Problem to solve
Retype exactly what runs from the first line of the data to the line with "const barY = (v: number) => 96.7 - 13.5 * v", keeping both of those lines and skipping pictures.

Material provided
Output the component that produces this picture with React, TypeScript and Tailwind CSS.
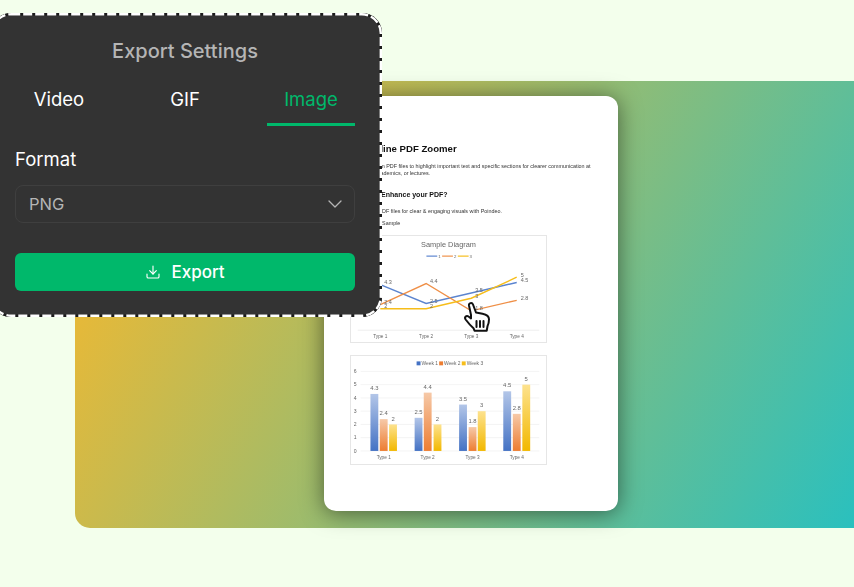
import { ChevronDown, Download } from "lucide-react"

const lineX = [29, 75.7, 121.7, 168]
const lineSeries = [
  { color: "#5b84cf", values: [4.3, 2.5, 3.5, 4.5] },
  { color: "#ef8f47", values: [2.4, 4.4, 1.8, 2.8] },
  { color: "#f6bd1a", values: [2, 2, 3, 5] },
]
const lineY = (v: number) => 95.5 - 10.7 * v

const barGroups = [
  { label: "Type 1", x: [19, 28.5, 38], values: [4.3, 2.4, 2] },
  { label: "Type 2", x: [64, 73.3, 83.3], values: [2.5, 4.4, 2] },
  { label: "Type 3", x: [109.3, 119, 128.3], values: [3.5, 1.8, 3] },
  { label: "Type 4", x: [154.3, 164, 173.7], values: [4.5, 2.8, 5] },
]
const barFills = ["url(#barBlue)", "url(#barOrange)", "url(#barYellow)"]
const barY = (v: number) => 96.7 - 13.5 * v

function LineChart() {
  return (
    <svg width="197" height="108" viewBox="0 0 197 108" className="block border border-[#e6e6e6] bg-white">
      <text x="98.5" y="11" textAnchor="middle" fontSize="7.5" fill="#666">Sample Diagram</text>
      <line x1="76" y1="20.5" x2="87" y2="20.5" stroke="#5b84cf" strokeWidth="1.2" />
      <line x1="92" y1="20.5" x2="103" y2="20.5" stroke="#ef8f47" strokeWidth="1.2" />
      <line x1="108" y1="20.5" x2="119" y2="20.5" stroke="#f6bd1a" strokeWidth="1.2" />
      <text x="88" y="22.2" fontSize="4.4" fill="#666">1</text>
      <text x="104" y="22.2" fontSize="4.4" fill="#666">2</text>
      <text x="120" y="22.2" fontSize="4.4" fill="#666">3</text>
      <line x1="6" y1="96" x2="191" y2="96" stroke="#eeeeee" />
      {lineSeries.map((s) => (
        <polyline
          key={s.color}
          points={s.values.map((v, i) => `${lineX[i]},${lineY(v)}`).join(" ")}
          fill="none"
          stroke={s.color}
          strokeWidth="1.4"
        />
      ))}
      {lineSeries.map((s) =>
        s.values.map((v, i) => (
          <text key={s.color + i} x={lineX[i] + 4} y={lineY(v) - 0.5} fontSize="5.6" fill="#666">{v}</text>
        ))
      )}
      {lineX.map((x, i) => (
        <text key={x} x={x} y="104" textAnchor="middle" fontSize="4.8" fill="#666">Type {i + 1}</text>
      ))}
    </svg>
  )
}

function BarChart() {
  return (
    <svg width="197" height="110" viewBox="0 0 197 110" className="block border border-[#e6e6e6] bg-white">
      <defs>
        <linearGradient id="barBlue" x1="0" y1="0" x2="0" y2="1">
          <stop offset="0" stopColor="#b3c6e8" />
          <stop offset="1" stopColor="#4472c4" />
        </linearGradient>
        <linearGradient id="barOrange" x1="0" y1="0" x2="0" y2="1">
          <stop offset="0" stopColor="#f6c9a8" />
          <stop offset="1" stopColor="#ed7d31" />
        </linearGradient>
        <linearGradient id="barYellow" x1="0" y1="0" x2="0" y2="1">
          <stop offset="0" stopColor="#fde28e" />
          <stop offset="1" stopColor="#f2b800" />
        </linearGradient>
      </defs>
      <rect x="66" y="5.5" width="4" height="4" fill="#4472c4" />
      <text x="71" y="9.5" fontSize="5" fill="#666">Week 1</text>
      <rect x="89" y="5.5" width="4" height="4" fill="#ed7d31" />
      <text x="94" y="9.5" fontSize="5" fill="#666">Week 2</text>
      <rect x="112" y="5.5" width="4" height="4" fill="#f6bd1a" />
      <text x="117" y="9.5" fontSize="5" fill="#666">Week 3</text>
      {[0, 1, 2, 3, 4, 5, 6].map((v) => (
        <g key={v}>
          <line x1="9" y1={barY(v)} x2="191" y2={barY(v)} stroke="#efefef" strokeWidth="0.7" />
          <text x="2" y={barY(v) + 1.7} fontSize="5.2" fill="#666">{v}</text>
        </g>
      ))}
      {barGroups.map((g) => (
        <g key={g.label}>
          {g.values.map((v, i) => (
            <g key={i}>
              <rect x={g.x[i]} y={barY(v)} width="8" height={13.5 * v} fill={barFills[i]} />
              <text x={g.x[i] + 4} y={barY(v) - 4} textAnchor="middle" fontSize="6" fill="#666">{v}</text>
            </g>
          ))}
          <text x={g.x[1] + 4} y="105" textAnchor="middle" fontSize="4.8" fill="#666">{g.label}</text>
        </g>
      ))}
    </svg>
  )
}

function HandCursor() {
  return (
    <svg
      width="28"
      height="32"
      viewBox="0 0 28 32"
      className="absolute left-[139px] top-[205px]"
      fill="#fff"
      stroke="#111"
      strokeWidth="2"
      strokeLinejoin="round"
      strokeLinecap="round"
    >
      <path d="M8 14 6 4.500C5.600 2 9 1 10 3.500l3 8 6.500 1.200c4 .8 6.500 2 6.500 5.500 0 3-.6 5-1.500 7l-.8 4.500H11.500l-1-2.500C8 25 4.500 21 2.600 18.500 1 16.200 3.500 14 5.500 15.500L8 17.500Z" />
      <path d="M13.500 20v6M17 20v6M20.500 20v6" fill="none" />
    </svg>
  )
}

function PaperDoc() {
  return (
    <div className="relative w-[294px] h-[415px] shrink-0 rounded-xl bg-white shadow-[0_2px_22px_rgba(0,0,0,0.5)]">
      <div className="pl-[26px] pt-[47px] text-[#333] font-['Liberation_Sans',sans-serif] blur-[0.35px]">
        <h2 className="text-[9.6px] leading-3 font-bold text-[#111]">Try Online PDF Zoomer</h2>
        <p className="mt-[8px] text-[5.4px] leading-[7.4px] whitespace-nowrap">
          Easily zoom in PDF files to highlight important text and specific sections for clearer communication at
          <br />
          meetings, academics, or lectures.
        </p>
        <h3 className="mt-[12px] text-[7px] leading-[10px] font-bold text-[#111]">How do I Enhance your PDF?</h3>
        <p className="mt-[8px] text-[5.4px] leading-[7px]">Zoom in on PDF files for clear &amp; engaging visuals with Poindeo.</p>
        <p className="mt-[5px] text-[5.4px] leading-[7px]">See Zoom in Sample</p>
        <div className="mt-[8px]">
          <LineChart />
        </div>
        <div className="mt-[12px]">
          <BarChart />
        </div>
      </div>
      <HandCursor />
    </div>
  )
}

function ExportPanel() {
  return (
    <div className="absolute left-[-9px] top-[13px] w-[391px] h-[304px] rounded-[20px] bg-[#333333] pl-[24px] pr-[27px] font-['Inter',sans-serif]">
      <svg width="391" height="304" className="absolute left-0 top-0" fill="none">
        <rect x="1.2" y="1.2" width="388.6" height="301.6" rx="19" stroke="#1c1c1c" strokeWidth="2.4" />
        <rect x="1.2" y="1.2" width="388.6" height="301.6" rx="19" stroke="#ffffff" strokeWidth="2.4" strokeDasharray="9 3" />
      </svg>
      <div className="pt-[24px] text-center text-[20px] leading-7 font-medium text-[#b5b5b5]">Export Settings</div>
      <div className="mt-[22px] flex justify-between text-[18.5px] leading-6">
        <div className="w-[88px] text-center text-white">Video</div>
        <div className="w-[88px] text-center text-white">GIF</div>
        <div className="w-[88px] h-[39px] text-center text-[#00b86b] border-b-[3px] border-[#00b86b]">Image</div>
      </div>
      <div className="mt-[21px] text-[18.5px] leading-6 text-white">Format</div>
      <div className="mt-[14px] h-[38px] flex items-center justify-between rounded-lg border border-[#3f3f3f] pl-[13px] pr-[7px] text-[16.5px] text-[#b5b5b5]">
        <span>PNG</span>
        <ChevronDown size={24} strokeWidth={1.3} />
      </div>
      <button className="mt-[30px] w-full h-[38px] flex items-center justify-center gap-[10px] rounded-md bg-[#00b86b] text-[17px] font-medium text-white">
        <Download size={16} strokeWidth={1.7} />
        <span className="mt-[1px]">Export</span>
      </button>
    </div>
  )
}

export default function App() {
  return (
    <div className="relative w-[854px] h-[587px] overflow-hidden bg-[#f3ffec] pl-[75px] pt-[81px]">
      <div className="flex h-[447px] rounded-bl-[15px] bg-[linear-gradient(120deg,#e4b93a_14%,#2ac0be)] pl-[249px] pt-[15px]">
        <PaperDoc />
      </div>
      <ExportPanel />
    </div>
  )
}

Solution
Output the component that produces this picture with React, TypeScript and Tailwind CSS.
import { ChevronDown, Download } from "lucide-react"

const lineX = [29, 75.7, 121.7, 168]
const lineSeries = [
  { color: "#5b84cf", values: [4.3, 2.5, 3.5, 4.5] },
  { color: "#ef8f47", values: [2.4, 4.4, 1.8, 2.8] },
  { color: "#f6bd1a", values: [2, 2, 3, 5] },
]
const lineY = (v: number) => 95.5 - 10.7 * v

const barGroups = [
  { label: "Type 1", x: [19, 28.5, 38], values: [4.3, 2.4, 2] },
  { label: "Type 2", x: [64, 73.3, 83.3], values: [2.5, 4.4, 2] },
  { label: "Type 3", x: [109.3, 119, 128.3], values: [3.5, 1.8, 3] },
  { label: "Type 4", x: [154.3, 164, 173.7], values: [4.5, 2.8, 5] },
]
const barFills = ["url(#barBlue)", "url(#barOrange)", "url(#barYellow)"]
const barY = (v: number) => 96.7 - 13.5 * v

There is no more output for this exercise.